As we can see, whilst the pension changes offer a great deal of flexibility they also carry many pitfalls and risks, especially around tax and investment loss. The best way to deal with this is for individuals to receive financial education, guidance and advice.

De-mystifying guidance vs advice
Firstly it’s important for employers and employees to understand the difference between guidance and advice, as receiving guidance and education is not the same as obtaining ‘regulated advice’. It can be a common area of confusion but without regulated advice an employee will not receive personal recommendations based on what is suitable for them, and they won’t have the same level of consumer protection if anything should go wrong.

It’s not surprising that individuals are confused. For example, the Citizens Advice Bureau and the Pensions Advisory Service are the two services running Pension Wise – neither of which can actually give employees regulated advice on their choices. With names like these involved, individuals can be forgiven for the confusion over who is able to offer regulated advice and who can give generic education and guidance.

To remove some of this confusion, individuals should think about it in terms of what they ‘could’ do and what they ‘should’ do. For example, education or guidance tells employees what they ‘could’ do, whereas regulated advice tells them what they ‘should’ do.  We must focus on making the distinction.

If employees only receive education or guidance, at the end of that process they still have to make a big decision about their pension and indeed other savings which may contribute to their retirement income – employees will need to decide if they really are confident about doing that on their own, or if they think they need regulated advice.

Think of it in terms of buying a kitchen. It’s an expensive item to buy, and having spent thousands of pounds on your new kitchen, you wouldn’t then fit it yourself – for a comparatively small cost, you’d get an expert to do it. If you do it alone, and don’t fit your kitchen correctly, things could start going wrong – and that’s the situation you can end up in with your pension.

You’ve been saving for years, and then you get the education and guidance on the choices you can make, but when it comes to implementing those choices are you going to do it yourself or get expert regulated advice?

The more flexibility there is, the greater chance of people making the wrong choice – but there’s also a myth surrounding the cost of taking regulated advice that needs to be dispelled.

The FCA consumer panel demonstrated in their research that many employees who bought annuities without regulated advice suffered because the commissions they paid were often just as high, if not higher than paying for regulated advice, so there is no cost-saving there. Also and perhaps more importantly, if they make the wrong choice, there is significantly less consumer protection.

We need to remove the myth around regulated advice – because it is not necessarily any more expensive than any other option and you also have greater consumer protection in the event of being poorly advised.

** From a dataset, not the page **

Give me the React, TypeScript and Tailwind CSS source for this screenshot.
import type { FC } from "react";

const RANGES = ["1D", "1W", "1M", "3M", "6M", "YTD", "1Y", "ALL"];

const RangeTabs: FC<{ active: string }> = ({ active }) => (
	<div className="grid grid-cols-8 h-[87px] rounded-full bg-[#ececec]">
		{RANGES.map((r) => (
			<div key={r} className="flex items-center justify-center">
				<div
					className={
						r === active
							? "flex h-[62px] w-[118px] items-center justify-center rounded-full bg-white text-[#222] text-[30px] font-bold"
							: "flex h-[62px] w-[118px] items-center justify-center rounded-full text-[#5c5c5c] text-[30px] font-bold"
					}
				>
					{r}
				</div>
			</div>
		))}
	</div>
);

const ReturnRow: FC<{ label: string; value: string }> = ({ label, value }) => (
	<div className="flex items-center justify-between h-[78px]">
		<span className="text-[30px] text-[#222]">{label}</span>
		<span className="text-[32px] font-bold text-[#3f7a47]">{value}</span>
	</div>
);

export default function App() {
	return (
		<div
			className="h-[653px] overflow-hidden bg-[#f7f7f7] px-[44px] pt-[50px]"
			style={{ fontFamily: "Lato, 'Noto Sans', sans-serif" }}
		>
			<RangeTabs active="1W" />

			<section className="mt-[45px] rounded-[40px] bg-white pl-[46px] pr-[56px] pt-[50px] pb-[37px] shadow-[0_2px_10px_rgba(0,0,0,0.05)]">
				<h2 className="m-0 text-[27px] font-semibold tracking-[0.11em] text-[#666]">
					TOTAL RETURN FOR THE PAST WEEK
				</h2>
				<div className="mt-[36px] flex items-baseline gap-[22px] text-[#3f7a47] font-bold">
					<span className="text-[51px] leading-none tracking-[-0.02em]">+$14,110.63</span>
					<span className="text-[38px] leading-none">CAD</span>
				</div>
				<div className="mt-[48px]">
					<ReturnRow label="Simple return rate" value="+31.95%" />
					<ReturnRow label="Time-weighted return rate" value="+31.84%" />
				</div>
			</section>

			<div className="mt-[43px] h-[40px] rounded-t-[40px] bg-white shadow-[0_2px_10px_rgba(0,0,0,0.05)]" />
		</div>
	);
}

Regulated advice is holistic: it will take into account your personal situation and that of any partner, and also all your assets and savings – not simply your pension pot, but also ISAs, shares and so on. An Adviser should then give you, based on your risk profile and what you’re trying to achieve, an appropriate recommendation about the choices you should make.

A helping hand
Plans are in place to roll out The Pension Advice Allowance, which will allow individuals to withdraw £500 tax-fee from their defined contribution pensions (at any age and up to three times, but only once in a tax year), to help them pay for the cost of regulated financial advice for their retirement. It was due to be launched in April this year but has been put on hold until the outcome of the General Election.

It’s critical that individuals realise the importance of taking financial advice when making important decisions about their retirement and anything that encourages employees to do so has to be a good thing.  However, many employees don’t realise that it is possible to receive financial advice without having to pay for it up-front – therefore keeping valuable savings in their pension to grow further and then only paying if they decide to act on what is recommended.

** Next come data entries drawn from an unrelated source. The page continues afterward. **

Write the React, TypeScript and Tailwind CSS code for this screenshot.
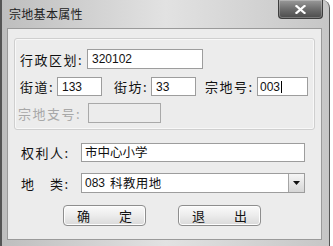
import React from 'react';

const cjk = '"Noto Sans CJK SC", "Noto Sans", sans-serif';
const num = '"Liberation Sans", "Noto Sans CJK SC", sans-serif';

function Field({ value, className = '', caret = false }: { value: string; className?: string; caret?: boolean }) {
  return (
    <div
      className={`flex items-center bg-white border border-[#9d9d9d] pl-[4px] text-[12px] text-[#111] leading-none ${className}`}
      style={{ fontFamily: num }}
    >
      {value}
      {caret && <span className="w-px h-[12px] bg-black ml-[1px]" />}
    </div>
  );
}

function Label({ text, className = '' }: { text: string; className?: string }) {
  return (
    <span className={`text-[13px] tracking-[1.5px] leading-none whitespace-nowrap ${className}`} style={{ fontFamily: cjk }}>
      {text}
    </span>
  );
}

function Btn({ a, b }: { a: string; b: string }) {
  return (
    <button
      className="w-[83px] h-[21px] rounded-[4px] border border-[#8e8e8e] bg-gradient-to-b from-[#fafafa] via-[#ececec] to-[#d9d9d9] flex items-center justify-center gap-[29px] text-[13px] text-[#111] leading-none shadow-[inset_0_0_0_1px_#fdfdfd]"
      style={{ fontFamily: cjk }}
    >
      <span>{a}</span>
      <span>{b}</span>
    </button>
  );
}

export default function App() {
  return (
    <div className="w-[333px] h-[246px] bg-white overflow-hidden">
      <div className="w-[330px] h-[246px] flex flex-col rounded-tr-[8px] border-l-2 border-r border-[#555] bg-gradient-to-r from-[#bebebe] via-[#e2e2e2] to-[#c6c6c6]">
        {/* Title bar */}
        <div className="h-[28px] flex items-start shrink-0">
          <span className="mt-[8px] ml-[7px] text-[12px] tracking-[0.3px] leading-none text-[#222]" style={{ fontFamily: cjk }}>
            宗地基本属性
          </span>
          <div className="ml-auto mr-[6px] w-[45px] h-[19px] rounded-b-[4px] border border-t-0 border-[#3d3d3d] bg-gradient-to-b from-[#9a9a9a] via-[#6e6e6e] to-[#4c4c4c] flex items-center justify-center shadow-[inset_0_0_0_1px_rgba(255,255,255,0.25)]">
            <svg width="11" height="9" viewBox="0 0 11 9">
              <path d="M1.5 1 L9.5 8 M9.5 1 L1.5 8" stroke="#fff" strokeWidth="2.2" strokeLinecap="square" />
            </svg>
          </div>
        </div>

        {/* Client area */}
        <div className="ml-[5px] mr-[7px] mb-[6px] flex-1 border border-[#9a9a9a] bg-[#ececec] pt-[9px] px-[6px] text-[#111]">
          {/* Group box */}
          <div className="h-[92px] rounded-[3px] border border-[#cfcfcf] shadow-[inset_0_0_0_1px_#f8f8f8] pl-[5px] pt-[10px]">
            <div className="flex items-center h-[20px]">
              <Label text="行政区划:" className="w-[67px]" />
              <Field value="320102" className="w-[116px] h-[20px]" />
            </div>
            <div className="flex items-center h-[19px] mt-[8px]">
              <Label text="街道:" className="w-[37px]" />
              <Field value="133" className="w-[45px] h-[19px]" />
              <Label text="街坊:" className="w-[37px] ml-[12px]" />
              <Field value="33" className="w-[45px] h-[19px]" />
              <Label text="宗地号:" className="w-[52px] ml-[9px]" />
              <Field value="003" caret className="w-[51px] h-[19px] !pl-[2px]" />
            </div>
            <div className="flex items-center h-[20px] mt-[7px]">
              <Label text="宗地支号:" className="w-[70px] -ml-[2px] text-[#a8a8a8]" />
              <div className="w-[73px] h-[20px] border border-[#a9a9a9] bg-[#ececec]" />
            </div>
          </div>

          {/* Owner */}
          <div className="flex items-center h-[19px] mt-[13px] pl-[7px]">
            <Label text="权利人:" className="w-[60px]" />
            <div
              className="w-[224px] h-[19px] flex items-center bg-white border border-[#9d9d9d] pl-[3px] text-[12.5px] leading-none"
              style={{ fontFamily: cjk }}
            >
              市中心小学
            </div>
          </div>

          {/* Land type */}
          <div className="flex items-center h-[20px] mt-[11px] pl-[7px]">
            <Label text="地　类:" className="w-[60px] tracking-[0px]" />
            <div className="w-[224px] h-[20px] flex items-center bg-white border border-[#9d9d9d]">
              <span className="flex-1 flex items-center gap-[5px] pl-[3px] text-[12.5px] leading-none whitespace-nowrap" style={{ fontFamily: cjk }}>
                <span style={{ fontFamily: num }} className="text-[12px]">083</span>
                <span className="tracking-[0.4px]">科教用地</span>
              </span>
              <div className="w-[16px] h-[18px] border-l border-[#a5a5a5] bg-gradient-to-b from-[#f6f6f6] to-[#d6d6d6] flex items-center justify-center">
                <svg width="7" height="4" viewBox="0 0 7 4">
                  <path d="M0 0 H7 L3.5 4 Z" fill="#111" />
                </svg>
              </div>
            </div>
          </div>

          {/* Buttons */}
          <div className="flex h-[21px] mt-[12px] pl-[49px] gap-[32px]">
            <Btn a="确" b="定" />
            <Btn a="退" b="出" />
          </div>
        </div>
      </div>
    </div>
  );
}
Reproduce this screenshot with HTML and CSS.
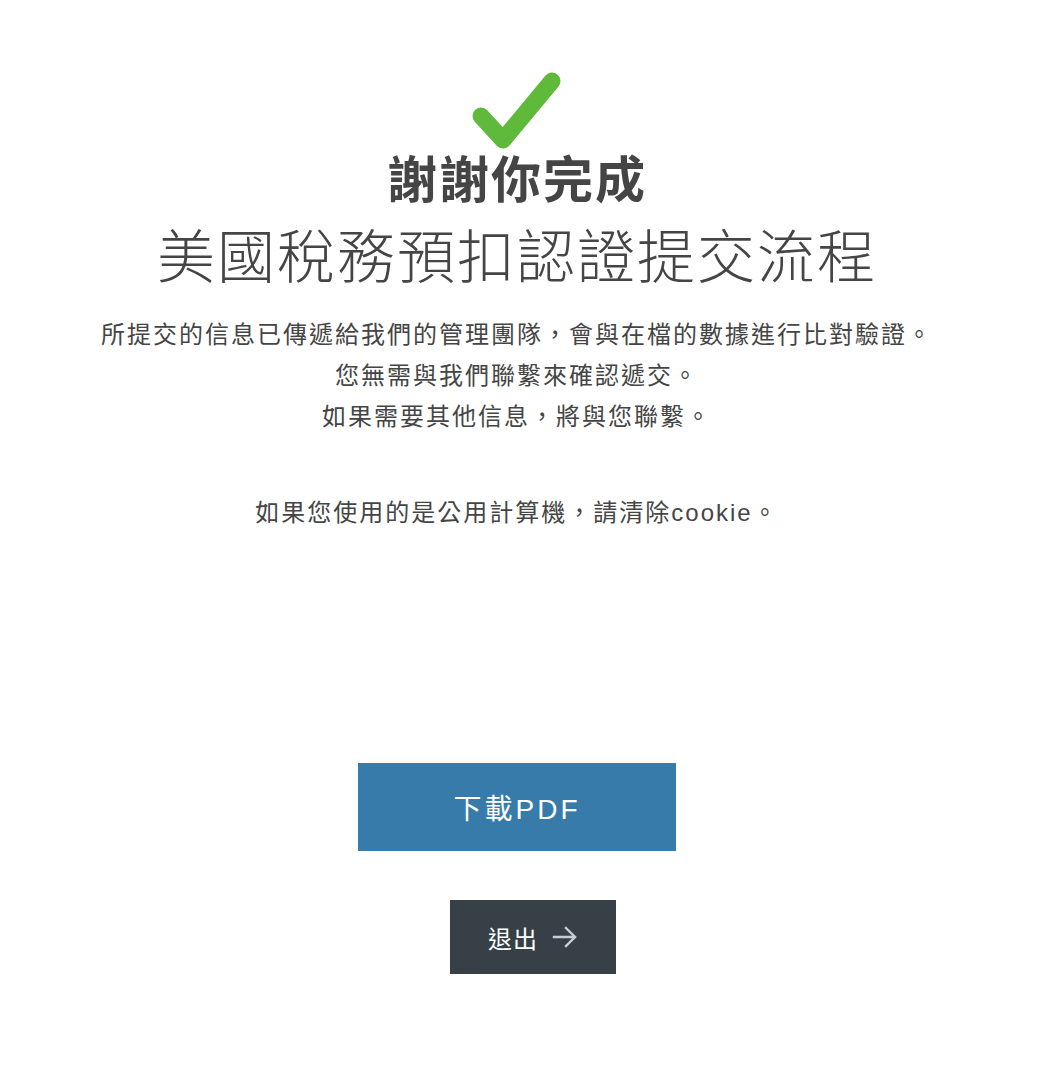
FILE: index.html
```html
<!DOCTYPE html>
<html>
	<head>
		<meta charset="utf-8">
		<title>提交完成</title>
		<meta name="viewport" content="width=device-width, initial-scale=1.0">
		<link rel="stylesheet" href="styles.css">
	</head>
	<body>
		<div class="page">
			<svg class="check" width="95" height="80" viewBox="0 0 95 80">
				<polyline points="11,46 33,70 82,11" fill="none" stroke="#5fba3c" stroke-width="17" stroke-linecap="round" stroke-linejoin="round"/>
			</svg>
			<h1 class="thanks">謝謝你完成</h1>
			<h2 class="process">美國稅務預扣認證提交流程</h2>
			<p class="message">所提交的信息已傳遞給我們的管理團隊，會與在檔的數據進行比對驗證。<br>您無需與我們聯繫來確認遞交。<br>如果需要其他信息，將與您聯繫。</p>
			<p class="message cookie">如果您使用的是公用計算機，請清除cookie。</p>
			<a class="btn-pdf" href="#">下載PDF</a>
			<a class="btn-exit" href="#">退出
				<svg class="arrow" width="26" height="22" viewBox="0 0 26 22">
					<path d="M2 11 H23 M14 2 L23 11 L14 20" fill="none" stroke="#c9cdd1" stroke-width="2.4" stroke-linecap="square"/>
				</svg>
			</a>
		</div>
	</body>
</html>
```

FILE: styles.css
```css
body {
	margin: 0px;
	background: #ffffff;
	font-family: "Liberation Sans", "Noto Sans CJK TC", sans-serif;
	color: #454545;
}
.page {
	display: flex;
	flex-direction: column;
	align-items: center;
	padding-right: 10px;
	text-align: center;
}
.check {
	display: block;
	margin-top: 70px;
}
.thanks {
	margin: 1px 0 0 0;
	font-size: 50px;
	line-height: 60px;
	font-weight: bold;
	letter-spacing: 2px;
}
.process {
	margin: 11px 0 0 0;
	font-size: 58px;
	line-height: 72px;
	font-weight: 300;
	letter-spacing: 2px;
}
.message {
	margin: 20px 0 0 0;
	font-size: 24px;
	line-height: 41px;
	letter-spacing: 2px;
}
.message.cookie {
	margin-top: 55px;
}
.btn-pdf {
	display: flex;
	align-items: center;
	justify-content: center;
	width: 318px;
	height: 88px;
	margin-top: 230px;
	background: #377baa;
	color: #ffffff;
	font-size: 28px;
	letter-spacing: 3px;
	text-decoration: none;
}
.btn-exit {
	display: flex;
	align-items: center;
	justify-content: center;
	gap: 14px;
	width: 166px;
	height: 74px;
	margin-top: 49px;
	margin-left: 32px;
	background: #373f47;
	color: #ffffff;
	font-size: 24px;
	letter-spacing: 1px;
	text-decoration: none;
}
.arrow {
	display: block;
}
```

Employers and trustees are starting to realise they can save employees money by using a retirement expert to offer advice to their employees, on a ‘try before you buy’ basis. This means the employee receives advice with a full written report but only pays if they accept the recommendation in the report; this could be to cover, for example, a drawdown plan for retirement or to consolidate legacy pensions into one place.

I really can’t see a reason why employers wouldn’t want to offer this – it’s a ‘win win’ situation for all.

Are you ready?
Employers need to be prepared for the fact that they will have staff asking what their options are in the lead up to and at-retirement – and they have to be prepared with an answer to that. The time has now come for employers to know how to support employees with all their choices and processes. Crucially, employees must know the difference between the ‘could’ and the ‘should’ around their retirement income options. There’s a four step approach that employers and trustees are now beginning to put in place to help their employees. This four step process can be provided by the new breed of retirement specialists such as WEALTH at work.

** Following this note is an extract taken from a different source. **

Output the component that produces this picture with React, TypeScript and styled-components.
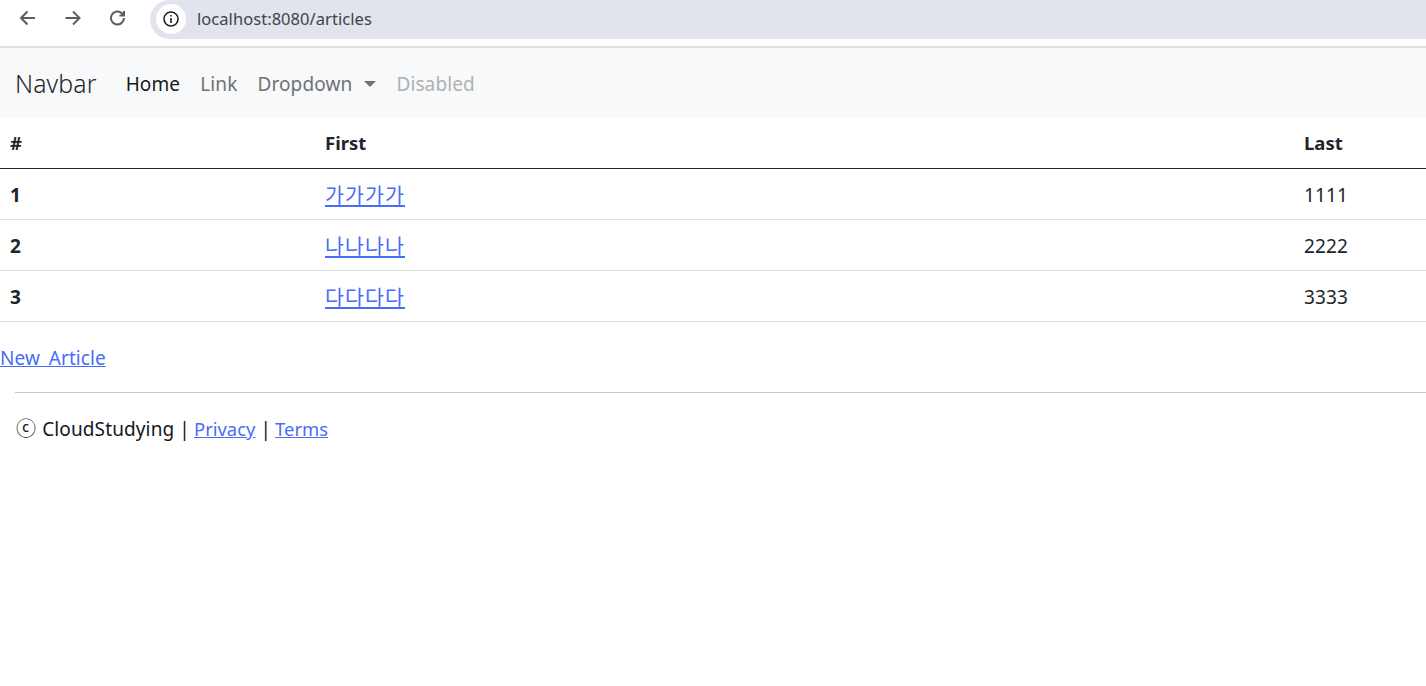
import React from "react";
import styled, { createGlobalStyle } from "styled-components";

const Global = createGlobalStyle`
  html, body { margin: 0; padding: 0; background: #fff; }
  body {
    font-family: "Noto Sans", "Noto Sans CJK KR", sans-serif;
    font-size: 19px;
    letter-spacing: 0.12px;
    line-height: 1.5;
    color: #212529;
  }
  a { color: #4a6cf7; }
`;

const ChromeBar = styled.div`
  display: flex;
  align-items: flex-start;
  height: 46px;
  border-bottom: 2px solid #e0e0e3;
  background: #fff;
`;
const NavButtons = styled.div`
  display: flex;
  gap: 21px;
  padding: 6px 0 0 16px;
  width: 134px;
  box-sizing: border-box;
`;
const IconSlot = styled.svg`
  width: 24px;
  height: 24px;
  display: block;
  fill: none;
  stroke: #5b5e63;
  stroke-width: 2;
`;
const Omnibox = styled.div`
  flex: 1;
  height: 39px;
  margin-left: 16px;
  display: flex;
  align-items: center;
  gap: 11px;
  padding-left: 6px;
  padding-bottom: 1px;
  box-sizing: border-box;
  background: #e1e4ec;
  border-radius: 20px 0 0 20px;
  color: #40434a;
  font-size: 16.5px;
  letter-spacing: 0.05px;
`;
const InfoChip = styled.span`
  width: 30px;
  height: 30px;
  border-radius: 50%;
  background: #fff;
  display: flex;
  align-items: center;
  justify-content: center;
`;
const Navbar = styled.nav`
  display: flex;
  align-items: center;
  height: 70px;
  box-sizing: border-box;
  padding: 2px 0 0 15px;
  background: #f8f9fa;
`;
const Brand = styled.span`
  font-size: 24.8px;
  color: #212529;
  margin-right: 19px;
  font-weight: 300;
`;
const NavLink = styled.span<{ $tone: "active" | "normal" | "disabled" }>`
  padding: 0 10px;
  color: ${(p) => (p.$tone === "active" ? "#15171a" : p.$tone === "normal" ? "#6f7275" : "#aeb1b3")};
  display: inline-flex;
  align-items: center;
`;
const Caret = styled.span`
  display: inline-block;
  margin-left: 12px;
  border-top: 6px solid #6f7275;
  border-left: 6px solid transparent;
  border-right: 6px solid transparent;
`;
const Table = styled.table`
  width: 100%;
  table-layout: fixed;
  border-collapse: collapse;
`;
const Th = styled.th<{ $w?: number }>`
  text-align: left;
  font-weight: 700;
  font-size: 18.5px;
  letter-spacing: 0;
  height: 50px;
  padding: 0 10px;
  box-sizing: border-box;
  border-bottom: 1px solid #212529;
  width: ${(p) => (p.$w ? `${p.$w}px` : "auto")};
`;
const Td = styled.td<{ $bold?: boolean }>`
  height: 51px;
  padding: 4px 10px 0;
  box-sizing: border-box;
  border-bottom: 1px solid #dee2e6;
  font-weight: ${(p) => (p.$bold ? 700 : 400)};
`;
const ArticleLink = styled.a`
  font-family: "Noto Sans CJK KR", sans-serif;
  font-size: 20.5px;
  letter-spacing: 1.14px;
  vertical-align: 2px;
`;
const NewArticle = styled.a`
  display: block;
  width: fit-content;
  margin: 23px 0 0;
  line-height: 27px;
  word-spacing: 4px;
  letter-spacing: 0.05px;
`;
const Rule = styled.hr`
  margin: 20px 0 0 15px;
  border: 0;
  border-top: 1px solid #c8c8c8;
`;
const Footer = styled.footer`
  padding: 21px 0 0 16px;
  line-height: 27px;
  color: #15171a;
`;
const FooterLink = styled.a`
  font-size: 18.4px;
  letter-spacing: 0;
  margin-left: -1px;
`;
const CopyMark = styled.span`
  font-family: "Noto Sans CJK KR", sans-serif;
  font-size: 20px;
  margin-right: 1px;
`;

const rows = [
  ["1", "가가가가", "1111"],
  ["2", "나나나나", "2222"],
  ["3", "다다다다", "3333"],
];

export default function App() {
  return (
    <>
      <Global />
      <ChromeBar>
        <NavButtons>
          <IconSlot viewBox="0 0 24 24"><path d="M19 12H6M11.5 5.5L5 12l6.5 6.5" /></IconSlot>
          <IconSlot viewBox="0 0 24 24"><path d="M4.5 12h13M12 5.5l6.5 6.5-6.5 6.5" /></IconSlot>
          <IconSlot viewBox="0 0 24 24"><path d="M18 12a6.5 6.5 0 1 1-2-4.7L18 9.5M18 5v4.5h-4.5" /></IconSlot>
        </NavButtons>
        <Omnibox>
          <InfoChip>
            <svg width="18" height="18" viewBox="0 0 18 18" fill="none" stroke="#222" strokeWidth="1.6">
              <circle cx="9" cy="9" r="7" />
              <path d="M9 8v5M9 5v1.6" />
            </svg>
          </InfoChip>
          <span>localhost:8080/articles</span>
        </Omnibox>
      </ChromeBar>
      <Navbar>
        <Brand>Navbar</Brand>
        <NavLink $tone="active">Home</NavLink>
        <NavLink $tone="normal">Link</NavLink>
        <NavLink $tone="normal">Dropdown<Caret /></NavLink>
        <NavLink $tone="disabled">Disabled</NavLink>
      </Navbar>
      <Table>
        <thead>
          <tr>
            <Th $w={315}>#</Th>
            <Th>First</Th>
            <Th $w={132}>Last</Th>
          </tr>
        </thead>
        <tbody>
          {rows.map(([n, f, l]) => (
            <tr key={n}>
              <Td $bold>{n}</Td>
              <Td><ArticleLink href="#">{f}</ArticleLink></Td>
              <Td>{l}</Td>
            </tr>
          ))}
        </tbody>
      </Table>
      <NewArticle href="#">New Article</NewArticle>
      <Rule />
      <Footer>
        <CopyMark>ⓒ</CopyMark> CloudStudying | <FooterLink href="#">Privacy</FooterLink> | <FooterLink href="#">Terms</FooterLink>
      </Footer>
    </>
  );
}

The first step is to provide employees with financial education and guidance. This is normally paid for by the employer and can help employees understand what they ‘could’ do; it gives employees a fuller picture of their sources of retirement income and helps them understand any tax implications and other considerations such as health and longevity.

This drives the second step in the process: helping employees understand what they ‘should’ do by providing access to regulated advice. This can help employees understand their personal financial situation and provides detailed recommendations of the best options to suit their financial circumstances. This stage is normally paid by the employee but as mentioned before the actual advice costs are only incurred if the employee wants to implement the recommendation, at which point they know the exact cost of doing so.

The third step is ensuring that employees can implement their retirement strategy in a cost-effective way.

Finally, the fourth step is to involve a retirement service provider who will look after an employee not only at the point of retirement but throughout their retirement. Only around 20% of individuals buy a lifetime annuity at present. Almost all others will need ongoing guidance and advice.  As retirees get older and need more support to make decisions this is a crucial part of service provision.

Supporting employees early and helping them to follow a four-step approach to financial education, guidance and advice, retirement income implementation and ongoing support will mean that they get the most of the money they’ve saved throughout their working lives.